Strategy #4: Leverage Introductory Bonuses
Some institutions offer cash bonuses for new deposits over a certain threshold. While these are not recurring, they can provide a short‑term boost to your savings balance, which then benefits from compounding.
Strategy #5: Combine with a Cash Management Account
If you need frequent access to cash, consider a hybrid approach: keep a core emergency fund in a high‑yield savings account and a smaller, more liquid amount in a cash‑management account that offers check writing and debit card access.
Common Pitfalls and How to Avoid Them
Even seasoned savers can stumble when navigating the high‑yield landscape. Recognizing and sidestepping these traps preserves both returns and peace of mind.
Pitfall #1: Ignoring FDIC Coverage Limits
Depositing more than $250,000 in a single institution exposes excess funds to risk. Mitigate this by spreading balances across multiple FDIC‑insured banks.
Pitfall #2: Overlooking Account Fees
Some accounts charge fees for excessive withdrawals (typically more than six per month under Regulation D). Keep withdrawal frequency within limits to avoid eroding your APY.
Pitfall #3: Chasing “Too‑Good‑to‑Be‑True” Rates
Ultra‑high rates often come with hidden conditions, such as a required minimum balance or a limited promotional period.
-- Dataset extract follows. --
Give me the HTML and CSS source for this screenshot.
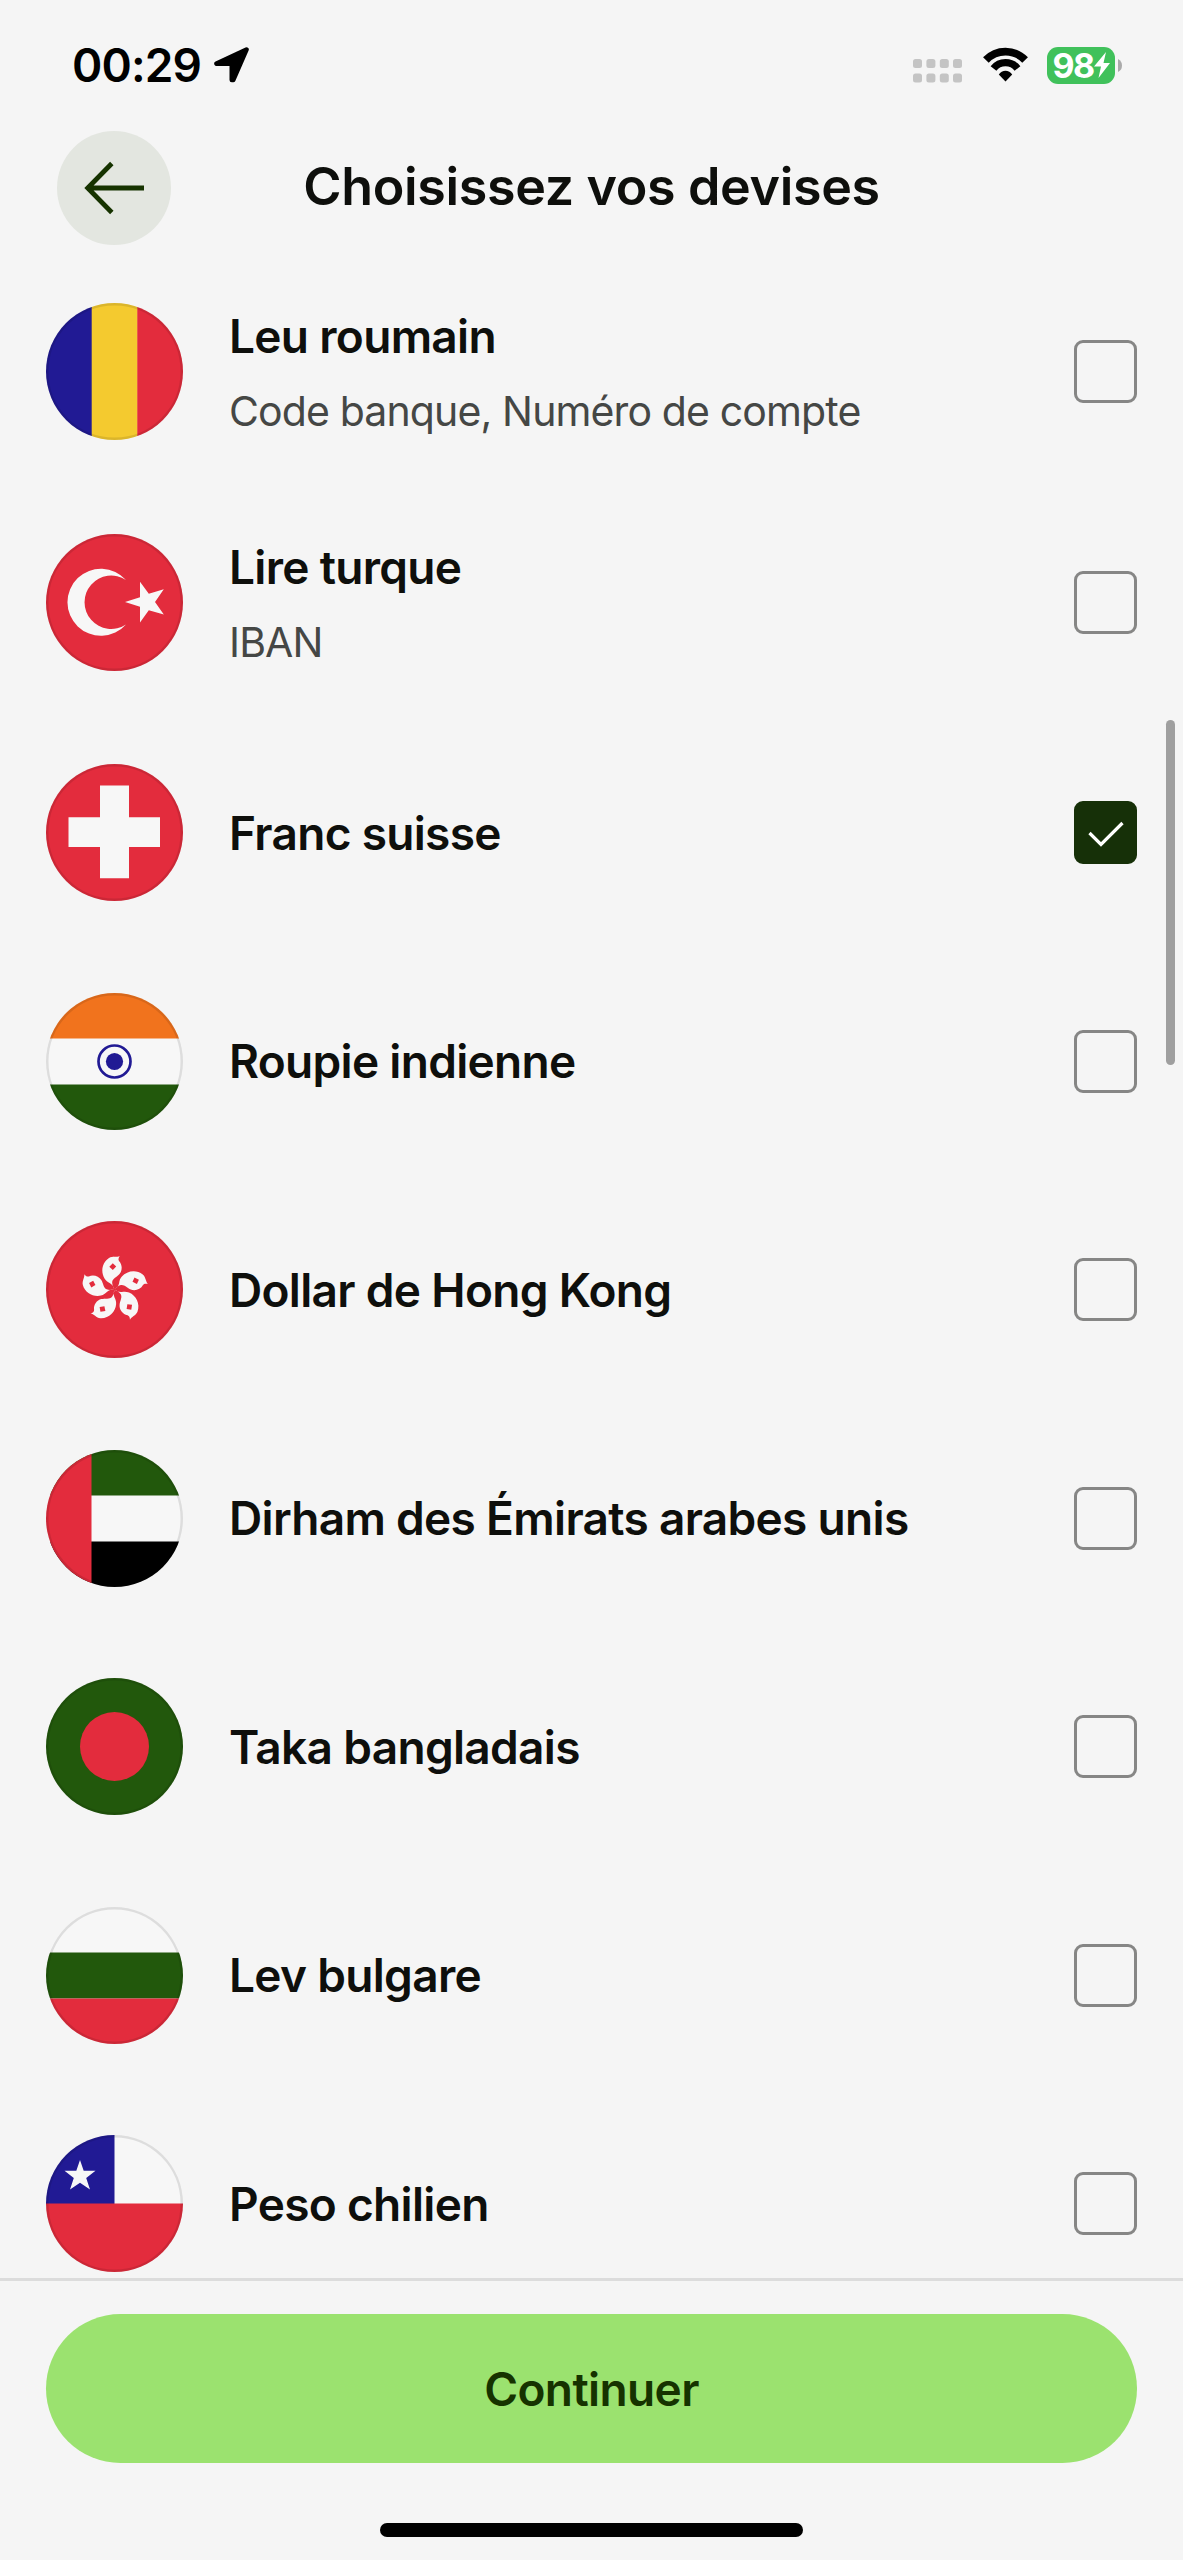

Read the fine print and calculate the effective yield after any fees.
Pitfall #4: Failing to Align with Tax Strategy
Interest earned is taxable as ordinary income. If you’re in a high tax bracket, consider allocating a portion of your cash to tax‑advantaged instruments like a Roth IRA, where earnings grow tax‑free.
Pitfall #5: Neglecting Inflation Impact
Even a 4.5% APY can be outpaced by inflation during periods of rising consumer prices. Pair high‑yield savings with modest exposure to low‑risk bond funds or Treasury Inflation‑Protected Securities (TIPS) to preserve purchasing power.
Checklist for Maintaining a High‑Yield Savings Portfolio
- Verify FDIC insurance coverage annually.
- Review APY and fee structure every three months.
- Automate a minimum of 5% of each paycheck into your savings.
- Set a withdrawal cap of six per month to avoid penalties.
- Rebalance cash allocation if inflation consistently exceeds your APY.
FAQ
How can I quickly improve my credit score?
Pay down revolving balances to below 30% of your credit limits, ensure on‑time payments for at least six months, and avoid opening new credit lines unless necessary. A higher credit score can unlock better interest rates on other financial products, indirectly boosting your overall wealth‑building capacity.
What is the safest way to invest $1,000?
For absolute safety, place the money in a FDIC‑insured high‑yield savings account or a Treasury Money Market fund. If you can tolerate minimal risk for modest upside, a short‑term U.S. Treasury bond or a diversified index fund (e.g., S&P 500) is also prudent.
Are high‑yield savings accounts suitable for long‑term wealth building?
They excel as a low‑risk, liquid component of a diversified portfolio—ideal for emergency funds and short‑term goals. For long‑term growth, supplement them with higher‑return assets such as equities, real estate, or tax‑advantaged retirement accounts.
How often can I withdraw from a high‑yield savings account without penalty?
Most institutions follow Regulation D, limiting six convenient withdrawals per month. Exceeding this limit may trigger a fee or cause the account to be reclassified as a transaction account with a lower APY.
Do high‑yield savings accounts affect my taxes?
Yes. Interest earned is reported on Form 1099‑INT and taxed as ordinary income. Keep records of earned interest to accurately report it on your annual tax return.